EXERCISE DESCRIPTION
Filter the records for lines holding the string "React".

DATA ENTRIES

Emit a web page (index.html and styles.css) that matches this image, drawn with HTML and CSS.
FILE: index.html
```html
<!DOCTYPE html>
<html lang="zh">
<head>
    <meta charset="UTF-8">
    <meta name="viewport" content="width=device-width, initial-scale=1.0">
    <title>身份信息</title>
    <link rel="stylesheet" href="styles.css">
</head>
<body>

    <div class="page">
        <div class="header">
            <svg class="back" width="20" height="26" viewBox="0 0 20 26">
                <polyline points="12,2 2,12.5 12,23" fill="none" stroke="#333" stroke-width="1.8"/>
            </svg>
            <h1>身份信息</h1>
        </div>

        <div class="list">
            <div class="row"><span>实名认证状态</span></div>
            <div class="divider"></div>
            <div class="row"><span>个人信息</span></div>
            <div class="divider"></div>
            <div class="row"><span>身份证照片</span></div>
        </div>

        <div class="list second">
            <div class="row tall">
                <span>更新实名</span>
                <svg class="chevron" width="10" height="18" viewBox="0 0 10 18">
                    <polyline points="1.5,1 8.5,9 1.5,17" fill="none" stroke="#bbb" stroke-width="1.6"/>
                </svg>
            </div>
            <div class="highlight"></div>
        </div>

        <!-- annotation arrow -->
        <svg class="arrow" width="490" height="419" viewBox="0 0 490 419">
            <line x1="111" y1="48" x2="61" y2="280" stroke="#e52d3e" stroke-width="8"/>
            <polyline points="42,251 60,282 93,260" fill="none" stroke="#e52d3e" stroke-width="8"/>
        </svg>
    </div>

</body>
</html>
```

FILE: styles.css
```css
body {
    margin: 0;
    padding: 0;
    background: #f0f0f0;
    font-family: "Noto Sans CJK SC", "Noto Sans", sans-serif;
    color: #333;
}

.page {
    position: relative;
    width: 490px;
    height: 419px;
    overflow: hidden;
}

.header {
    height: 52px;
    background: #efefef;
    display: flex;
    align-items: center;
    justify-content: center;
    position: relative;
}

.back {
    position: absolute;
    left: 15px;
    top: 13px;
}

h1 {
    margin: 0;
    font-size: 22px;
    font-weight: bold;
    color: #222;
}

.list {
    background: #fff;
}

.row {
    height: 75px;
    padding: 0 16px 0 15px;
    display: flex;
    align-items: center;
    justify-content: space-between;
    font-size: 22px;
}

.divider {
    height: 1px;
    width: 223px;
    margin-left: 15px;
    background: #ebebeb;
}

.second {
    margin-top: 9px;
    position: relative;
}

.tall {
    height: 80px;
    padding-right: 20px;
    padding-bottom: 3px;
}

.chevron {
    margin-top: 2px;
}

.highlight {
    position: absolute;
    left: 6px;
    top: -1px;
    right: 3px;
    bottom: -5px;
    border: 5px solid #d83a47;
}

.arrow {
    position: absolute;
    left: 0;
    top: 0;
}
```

---

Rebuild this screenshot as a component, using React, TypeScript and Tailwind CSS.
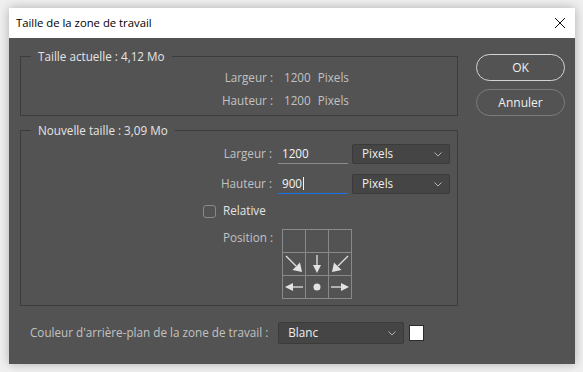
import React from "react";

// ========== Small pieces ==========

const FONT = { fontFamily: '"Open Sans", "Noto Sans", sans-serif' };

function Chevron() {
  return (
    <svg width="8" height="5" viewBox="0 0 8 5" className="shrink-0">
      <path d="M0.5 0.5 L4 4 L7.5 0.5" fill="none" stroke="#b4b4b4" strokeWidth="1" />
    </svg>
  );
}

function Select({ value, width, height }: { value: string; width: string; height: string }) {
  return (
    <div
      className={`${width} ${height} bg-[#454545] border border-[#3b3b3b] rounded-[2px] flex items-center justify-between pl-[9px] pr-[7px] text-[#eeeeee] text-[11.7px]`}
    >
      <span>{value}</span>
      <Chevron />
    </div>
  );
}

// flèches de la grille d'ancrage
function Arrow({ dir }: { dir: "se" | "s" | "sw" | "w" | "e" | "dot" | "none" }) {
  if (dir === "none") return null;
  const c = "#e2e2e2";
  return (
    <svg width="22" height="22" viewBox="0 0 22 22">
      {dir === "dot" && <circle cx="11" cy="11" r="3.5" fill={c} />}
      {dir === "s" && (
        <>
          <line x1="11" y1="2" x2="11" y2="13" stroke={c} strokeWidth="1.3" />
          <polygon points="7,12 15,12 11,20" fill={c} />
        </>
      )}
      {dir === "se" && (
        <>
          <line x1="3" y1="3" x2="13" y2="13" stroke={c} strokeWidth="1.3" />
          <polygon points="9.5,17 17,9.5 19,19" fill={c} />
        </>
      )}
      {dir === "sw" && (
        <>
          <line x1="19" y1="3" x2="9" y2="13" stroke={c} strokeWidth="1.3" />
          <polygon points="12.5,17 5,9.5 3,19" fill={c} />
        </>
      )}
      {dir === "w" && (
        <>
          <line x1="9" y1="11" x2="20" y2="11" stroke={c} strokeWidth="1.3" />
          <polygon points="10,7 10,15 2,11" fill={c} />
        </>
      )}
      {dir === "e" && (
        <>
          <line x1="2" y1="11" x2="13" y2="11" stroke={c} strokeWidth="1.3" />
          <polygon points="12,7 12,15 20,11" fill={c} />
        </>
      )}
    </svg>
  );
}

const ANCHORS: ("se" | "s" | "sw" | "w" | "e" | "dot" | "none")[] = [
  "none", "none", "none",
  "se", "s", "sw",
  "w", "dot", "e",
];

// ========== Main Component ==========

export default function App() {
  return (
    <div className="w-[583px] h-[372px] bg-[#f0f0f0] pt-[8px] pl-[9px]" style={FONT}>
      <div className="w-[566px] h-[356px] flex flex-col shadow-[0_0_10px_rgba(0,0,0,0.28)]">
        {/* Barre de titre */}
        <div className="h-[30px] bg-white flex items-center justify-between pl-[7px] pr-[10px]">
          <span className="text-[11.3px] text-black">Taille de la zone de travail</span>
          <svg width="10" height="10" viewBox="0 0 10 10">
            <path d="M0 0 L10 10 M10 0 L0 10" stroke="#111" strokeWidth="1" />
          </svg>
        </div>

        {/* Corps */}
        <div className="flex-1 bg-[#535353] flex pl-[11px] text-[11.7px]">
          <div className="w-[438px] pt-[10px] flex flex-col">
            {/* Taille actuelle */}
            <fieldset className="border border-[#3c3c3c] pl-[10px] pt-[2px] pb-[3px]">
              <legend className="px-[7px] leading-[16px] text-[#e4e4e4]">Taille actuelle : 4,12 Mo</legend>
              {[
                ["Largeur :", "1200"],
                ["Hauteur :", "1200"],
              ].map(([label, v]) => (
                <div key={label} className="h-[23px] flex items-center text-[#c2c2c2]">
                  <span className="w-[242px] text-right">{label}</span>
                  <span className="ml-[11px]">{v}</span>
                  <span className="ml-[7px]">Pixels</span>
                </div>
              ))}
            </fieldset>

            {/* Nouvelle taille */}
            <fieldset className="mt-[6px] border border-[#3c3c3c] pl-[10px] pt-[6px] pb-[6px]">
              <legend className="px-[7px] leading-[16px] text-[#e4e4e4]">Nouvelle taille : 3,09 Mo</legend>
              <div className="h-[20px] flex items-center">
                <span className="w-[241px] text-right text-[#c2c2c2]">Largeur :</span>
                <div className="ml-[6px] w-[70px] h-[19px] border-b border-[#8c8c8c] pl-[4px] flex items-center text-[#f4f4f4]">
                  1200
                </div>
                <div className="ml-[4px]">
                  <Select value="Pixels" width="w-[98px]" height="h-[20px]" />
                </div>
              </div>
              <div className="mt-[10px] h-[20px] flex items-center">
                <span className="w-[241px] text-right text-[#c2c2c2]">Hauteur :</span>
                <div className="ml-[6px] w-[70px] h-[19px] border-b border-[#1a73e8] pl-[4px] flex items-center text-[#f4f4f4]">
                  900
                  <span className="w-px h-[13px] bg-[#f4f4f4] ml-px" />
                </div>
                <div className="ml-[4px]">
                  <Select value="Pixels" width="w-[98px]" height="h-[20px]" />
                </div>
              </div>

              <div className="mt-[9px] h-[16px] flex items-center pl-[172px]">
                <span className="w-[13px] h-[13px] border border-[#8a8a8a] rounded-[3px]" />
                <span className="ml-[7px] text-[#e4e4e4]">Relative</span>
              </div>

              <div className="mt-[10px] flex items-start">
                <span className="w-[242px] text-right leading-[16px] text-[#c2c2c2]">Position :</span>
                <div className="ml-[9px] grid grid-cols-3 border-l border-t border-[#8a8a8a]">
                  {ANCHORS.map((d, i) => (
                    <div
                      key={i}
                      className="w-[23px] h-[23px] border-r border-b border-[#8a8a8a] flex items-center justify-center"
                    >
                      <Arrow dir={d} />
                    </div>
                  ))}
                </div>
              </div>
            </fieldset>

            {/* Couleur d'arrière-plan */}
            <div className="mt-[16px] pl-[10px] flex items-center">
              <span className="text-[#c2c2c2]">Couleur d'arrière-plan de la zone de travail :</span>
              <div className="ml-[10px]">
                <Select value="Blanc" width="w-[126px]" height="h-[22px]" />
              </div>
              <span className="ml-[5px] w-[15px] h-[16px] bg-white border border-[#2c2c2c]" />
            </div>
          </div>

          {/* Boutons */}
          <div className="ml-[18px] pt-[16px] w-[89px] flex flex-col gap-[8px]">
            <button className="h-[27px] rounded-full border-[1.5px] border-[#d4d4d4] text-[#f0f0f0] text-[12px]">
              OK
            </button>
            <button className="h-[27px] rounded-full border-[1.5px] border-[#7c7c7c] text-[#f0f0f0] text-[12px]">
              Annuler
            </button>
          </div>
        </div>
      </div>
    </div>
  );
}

FULL RESPONSE
Rebuild this screenshot as a component, using React, TypeScript and Tailwind CSS.
import React from "react";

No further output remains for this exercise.